Thanks for the good test case! As Alexey said we've recently reimplemented most of the internal cancellation code. In particular we've removed all the locks from the normal execution control path (that is no locks are used when there is no exception or cancellation in flight). I've tested your example with this new version and it works fine. You can find it in the last development release (tbb20_20080512oss).

I would also like to ask you (if you don't mind) to contribute your example through our contribution page so that I could add it to our regression test suite.

vanswaaij · ‎05-20-2008

Thanks for the quick turn-around. I've submitted the test case per your request for your regression test suite.
I'm curious how you deal with those regression tests by the way. For instance I needed to run this test case a number of times before it would get stuck. A single successful run doesn't guarantee much. I have the same problem of course with the application I'm porting.
Debugging is also a problem. I already have resorted to producing a core file first and then inspecting it with the debugger, because when running from scratch in the debugger the code would not fail. I wonder what your thoughts on these issues are.

Andrey_Marochko · ‎05-21-2008

Thank you for your contribution!

Honestly speaking we do not have a special infrastructure for regression testing so far. Its absence is more or less compensated by the fact that we run daily automated test sessions (using our unit tests and example apps) on a few dozens of machines (several compilers on each machines + debug/release modes). Thus overall each test case is run daily for about a hundred times, and normally it is enough for most of even the sporadic bugs to manifest themselves (at least once in a few days). Besides we are working on building performance test suite that will also help with catching correctness bugs.

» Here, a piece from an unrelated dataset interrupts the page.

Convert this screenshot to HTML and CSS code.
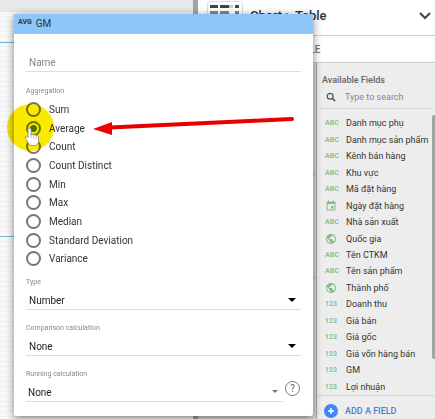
FILE: index.html
```html
<!DOCTYPE html>
<html lang="vi">
<head>
    <meta charset="UTF-8">
    <title>Report editor</title>
    <link rel="stylesheet" href="styles.css">
</head>
<body>
    <svg class="defs" aria-hidden="true">
        <symbol id="globe" viewBox="0 0 24 24">
            <path d="M12 2a10 10 0 1 0 0 20 10 10 0 0 0 0-20zm-1 17.93A8 8 0 0 1 4.21 10.2L9 15v1a2 2 0 0 0 2 2v1.93zm6.9-2.54A2 2 0 0 0 16 16h-1v-3a1 1 0 0 0-1-1H8v-2h2a1 1 0 0 0 1-1V7h2a2 2 0 0 0 2-2v-.41a8 8 0 0 1 2.9 12.8z"/>
        </symbol>
        <symbol id="calendar" viewBox="0 0 24 24">
            <path d="M17 12h-5v5h5v-5zM16 1v2H8V1H6v2H5a2 2 0 0 0-2 2v14a2 2 0 0 0 2 2h14a2 2 0 0 0 2-2V5a2 2 0 0 0-2-2h-1V1h-2zm3 18H5V8h14v11z"/>
        </symbol>
    </svg>

    <main class="report">
        <div class="toolbar"></div>
        <div class="canvas"><div class="selected-chart"></div></div>
    </main>

    <aside class="panel">
        <header class="chart-header">
            <svg class="chart-thumb" viewBox="0 0 36 24">
                <rect x=".5" y="1.500" width="35" height="26" rx="2" fill="#fff" stroke="#ddd"/>
                <path d="M3 6.500h8M13 6.500h9M28 6.500h4" stroke="#444" stroke-width="3"/>
                <path d="M22 6.500h4" stroke="#ccc" stroke-width="3"/>
                <path d="M3 12.500h8M13 12.500h9M28 12.500h4M3 18h8M13 18h9M28 18h4" stroke="#888" stroke-width="3"/>
            </svg>
            <h1>Chart &gt; Table</h1>
            <button class="expand" aria-label="Change chart">
                <svg viewBox="0 0 12 8"><path d="M1 1l5 5 5-5" fill="none" stroke="#444" stroke-width="2"/></svg>
            </button>
        </header>
        <nav class="tabs"><button class="tab">STYLE</button></nav>
        <div class="panel-body">
            <div class="properties">
                <div class="property"></div>
                <div class="property"></div>
            </div>
            <section class="fields">
                <h2>Available Fields</h2>
                <label class="search">
                    <svg viewBox="0 0 12 12"><path d="M7.500 7.500L11 11" stroke="#555" stroke-width="2"/><circle cx="5" cy="5" r="3.500" fill="none" stroke="#555" stroke-width="1.500"/></svg>
                    <input type="search" placeholder="Type to search" aria-label="Search fields">
                </label>
                <ul class="field-list">
                    <li><b>ABC</b>Danh mục phụ</li>
                    <li><b>ABC</b>Danh mục sản phẩm</li>
                    <li><b>ABC</b>Kênh bán hàng</li>
                    <li><b>ABC</b>Khu vực</li>
                    <li><b>ABC</b>Mã đặt hàng</li>
                    <li><svg class="field-icon"><use href="#calendar"/></svg>Ngày đặt hàng</li>
                    <li><b>ABC</b>Nhà sản xuất</li>
                    <li><svg class="field-icon"><use href="#globe"/></svg>Quốc gia</li>
                    <li><b>ABC</b>Tên CTKM</li>
                    <li><b>ABC</b>Tên sản phẩm</li>
                    <li><svg class="field-icon"><use href="#globe"/></svg>Thành phố</li>
                    <li><b>123</b>Doanh thu</li>
                    <li><b>123</b>Giá bán</li>
                    <li><b>123</b>Giá gốc</li>
                    <li><b>123</b>Giá vốn hàng bán</li>
                    <li><b>123</b>GM</li>
                    <li><b>123</b>Lợi nhuận</li>
                </ul>
                <div class="scroll-thumb"></div>
                <button class="add-field">
                    <svg viewBox="0 0 14 14"><circle cx="7" cy="7" r="7" fill="#4285f4"/><path d="M7 4v6M4 7h6" stroke="#fff" stroke-width="1.500"/></svg>
                    ADD A FIELD
                </button>
            </section>
        </div>
    </aside>

    <form class="dialog">
        <header class="dialog-header"><b>AVG</b><span>GM</span></header>
        <div class="dialog-body">
            <input class="name" type="text" placeholder="Name" aria-label="Name">

            <fieldset class="aggregation">
                <legend>Aggregation</legend>
                <div class="options">
                    <label><input type="radio" name="agg">Sum</label>
                    <label><input type="radio" name="agg" checked>Average</label>
                    <label><input type="radio" name="agg">Count</label>
                    <label><input type="radio" name="agg">Count Distinct</label>
                    <label><input type="radio" name="agg">Min</label>
                    <label><input type="radio" name="agg">Max</label>
                    <label><input type="radio" name="agg">Median</label>
                    <label><input type="radio" name="agg">Standard Deviation</label>
                    <label><input type="radio" name="agg">Variance</label>
                </div>
            </fieldset>

            <div class="group">
                <label for="type">Type</label>
                <div class="select"><select id="type"><option>Number</option></select></div>
            </div>
            <div class="group">
                <label for="comparison">Comparison calculation</label>
                <div class="select"><select id="comparison"><option>None</option></select></div>
            </div>
            <div class="group">
                <label for="running">Running calculation</label>
                <div class="with-help">
                    <div class="select muted"><select id="running"><option>None</option></select></div>
                    <button class="help" type="button" aria-label="Help">?</button>
                </div>
            </div>
        </div>
    </form>

    <!-- click highlight, hand cursor and arrow -->
    <div class="click-spot"></div>
    <svg class="hand" viewBox="0 0 16 20">
        <path d="M4 2.500c0-2 3-2 3 0V8c.5-1 2.500-1 2.700.3.600-.8 2.300-.6 2.500.5.800-.6 2.300-.2 2.300 1V14c0 3-1.500 4.500-4 4.500H8c-2 0-3-1-4-3L1.300 11c-.8-1.500.8-2.500 1.800-1.300L4 10.800z" fill="#fff" stroke="#888" stroke-width=".8"/>
        <path d="M7 8v3M9.700 9v2.500M12.200 9.500V12" stroke="#bbb" fill="none"/>
    </svg>
    <svg class="arrow" viewBox="0 0 204 20">
        <path d="M18 11.500L200 3" stroke="#e80000" stroke-width="4" stroke-linecap="round"/>
        <path d="M1 13L20 6v13z" fill="#f00000"/>
    </svg>
</body>
</html>
```

FILE: styles.css
```css
* {
    box-sizing: border-box;
    margin: 0;
    padding: 0;
}

body {
    position: relative;
    display: flex;
    height: 100vh;
    overflow: hidden;
    font-family: Roboto, "Liberation Sans", sans-serif;
    font-size: 10px;
    color: #333;
}

button,
input,
select {
    font: inherit;
    color: inherit;
    border: 0;
    background: none;
    outline: none;
}

.defs {
    position: absolute;
    width: 0;
    height: 0;
}

/* report canvas */
.report {
    flex: 1;
    display: flex;
    flex-direction: column;
    border-right: 5px solid #a5a5a5;
}

.toolbar {
    height: 12px;
    background: #e8e8e8;
}

.canvas {
    flex: 1;
    padding-top: 30px;
    background: repeating-linear-gradient(#f9f9f9 0 4px, #f0f0f0 4px 5px);
}

.selected-chart {
    height: 195px;
    border-top: 1px solid #76b5dc;
    border-bottom: 1px solid #76b5dc;
}

/* right panel */
.panel {
    width: 237px;
    display: flex;
    flex-direction: column;
    background: #fff;
}

.chart-header {
    display: flex;
    align-items: center;
    height: 36px;
    padding: 0 4px 4px 9px;
    border-bottom: 1px solid #ccc;
}

.chart-thumb {
    align-self: flex-start;
    width: 36px;
    height: 24px;
}

.chart-header h1 {
    flex: 1;
    margin-left: 7px;
    font-size: 13px;
    font-weight: 500;
}

.expand {
    width: 12px;
    height: 12px;
}

.expand svg {
    display: block;
    width: 100%;
}

.tabs {
    height: 27px;
    padding-left: 93px;
    border-bottom: 1px solid #ccc;
}

.tab {
    height: 26px;
    font-weight: 500;
    color: #777;
}

.panel-body {
    flex: 1;
    display: flex;
}

.properties {
    flex: 1;
    padding-top: 9px;
    background: #d8d8d8;
    border-right: 1px solid #aaa;
}

.property {
    height: 103px;
    border-bottom: 1px solid #bbb;
}

.fields {
    position: relative;
    width: 118px;
    display: flex;
    flex-direction: column;
    background: #ededed;
    font-size: 9px;
}

.fields h2 {
    padding: 11px 0 0 5px;
    font-size: 9px;
    line-height: 12px;
    font-weight: 500;
    color: #666;
}

.search {
    display: flex;
    align-items: center;
    gap: 9px;
    height: 23px;
    margin: 0 4px 0 3px;
    padding-left: 6px;
    border-bottom: 1px solid #d5d5d5;
}

.search svg {
    width: 10px;
    height: 10px;
}

.search input {
    width: 80px;
}

::placeholder {
    color: #888;
    opacity: 1;
}

.field-list {
    display: flex;
    flex-direction: column;
    height: 280px;
    margin-top: 6px;
    padding-left: 8px;
    list-style: none;
}

.field-list li {
    flex: 1;
    display: flex;
    align-items: center;
    white-space: nowrap;
}

.field-list b {
    flex: none;
    width: 21px;
    font-size: 7px;
    color: #8cc295;
}

.field-icon {
    width: 12px;
    height: 12px;
    margin-right: 9px;
    fill: #82b98b;
}

.scroll-thumb {
    position: absolute;
    top: 52px;
    right: 0;
    width: 3px;
    height: 244px;
    border-radius: 2px 0 0 2px;
    background: #a3a3a3;
}

.add-field {
    flex: 1;
    display: flex;
    align-items: center;
    gap: 7px;
    padding: 6px 0 0 7px;
    border-top: 1px solid #d2d2d2;
    font-weight: 500;
    color: #4a7fd0;
}

.add-field svg {
    width: 14px;
    height: 14px;
}

/* metric dialog */
.dialog {
    position: absolute;
    inset: 14px 122px 3px 14px;
    border-radius: 2px;
    background: #fff;
    box-shadow: 0 2px 8px rgba(0, 0, 0, 0.5);
}

.dialog-header {
    display: flex;
    gap: 4px;
    height: 20px;
    padding-left: 4px;
    line-height: 20px;
    background: #8cc6fb;
}

.dialog-header b {
    font-size: 7px;
    line-height: 17px;
}

.dialog-body {
    display: flex;
    flex-direction: column;
    padding: 20px 12px 0;
}

.name {
    height: 18px;
    margin-bottom: 14px;
    padding-left: 3px;
    border-bottom: 1px solid #ddd;
}

.aggregation {
    border: 0;
}

.aggregation legend,
.group > label {
    display: block;
    font-size: 7px;
    line-height: 10px;
    color: #888;
}

.options {
    display: flex;
    flex-direction: column;
    height: 168px;
    margin: 4px 0 9px;
}

.options label {
    flex: 1;
    display: flex;
    align-items: center;
    gap: 8px;
}

.options input {
    appearance: none;
    width: 15px;
    height: 15px;
    border: 2px solid #777;
    border-radius: 50%;
}

.options input:checked {
    background: radial-gradient(#4a7a2a 0 3px, transparent 4px);
}

.group {
    margin-bottom: 13px;
}

.select {
    position: relative;
    flex: 1;
    margin-top: 4px;
    border-bottom: 1px solid #ddd;
}

.select::after {
    content: "";
    position: absolute;
    top: 7px;
    right: 5px;
    border: 4px solid transparent;
    border-top-color: #000;
    border-bottom: 0;
}

.select select {
    display: block;
    appearance: none;
    width: 100%;
    height: 18px;
    padding-left: 3px;
    color: #222;
}

.muted::after {
    border-width: 3px 3px 0;
    border-top-color: #777;
}

.muted select {
    padding-left: 2px;
}

.with-help {
    display: flex;
    gap: 2px;
    margin-right: 1px;
}

.help {
    width: 15px;
    height: 15px;
    margin-top: 2px;
    border: 1px solid #777;
    border-radius: 50%;
    line-height: 13px;
    color: #666;
}

/* overlays */
.click-spot {
    position: absolute;
    top: 104px;
    left: 7px;
    width: 47px;
    height: 47px;
    border-radius: 50%;
    background: #f9ea00;
    mix-blend-mode: multiply;
}

.hand {
    position: absolute;
    top: 127px;
    left: 24px;
    width: 16px;
    height: 20px;
}

.arrow {
    position: absolute;
    top: 116px;
    left: 92px;
    width: 204px;
    height: 20px;
}
```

Yet you are right that to detect bugs with poor reproducibility with higher degree of reliability multiple runs are necessary. A few recent cases (one of which is yours) convinced us that we need to extend our test harness to support multiple runs. This will also require separating regression test cases with bad reproducibility in a separate group because repeating the whole tests session for even a hundred times would take a few weeks.

As it regards practical aspects of debugging, then your technique is probably the most universal one and is what we also often use (when I see some signs of a sporadic problem I use shell's "for" to run a test for a thousand times and then either inspect core dump or attach debugger if the test hangs).

Yet you have another good option to deal with the correctness problems, which is often unavailable for us (, but I'll explain why it is so below). There is a great tool called Intel Thread Checker. It is specifically designed to find all the sorts of correctness issues in multithreaded applications, and what is really invaluable, it does not require the problem to actually occur in the test run to detect it. So you may want to try it out, and I hope that it will help you.

By the way, support for Intel Thread Checker has been significantly improved in the last development release of TBB. Most of the false positives (which we were aware about) were eradicated.

And, if you are curious why we cannot use this great tool ourselves (at least most of the times), this is because TBB scheduler use very specific mechanisms for inter-thread communication. The only way to let Intel Thread Checker know about them would be to insert a lot of special API calls, which would obviously affect TBB's control flow significantly. You, as the TBB user, are protected from the false positives that might be caused by the TBB internals, but since these internals are what we usually need to debug - we are not.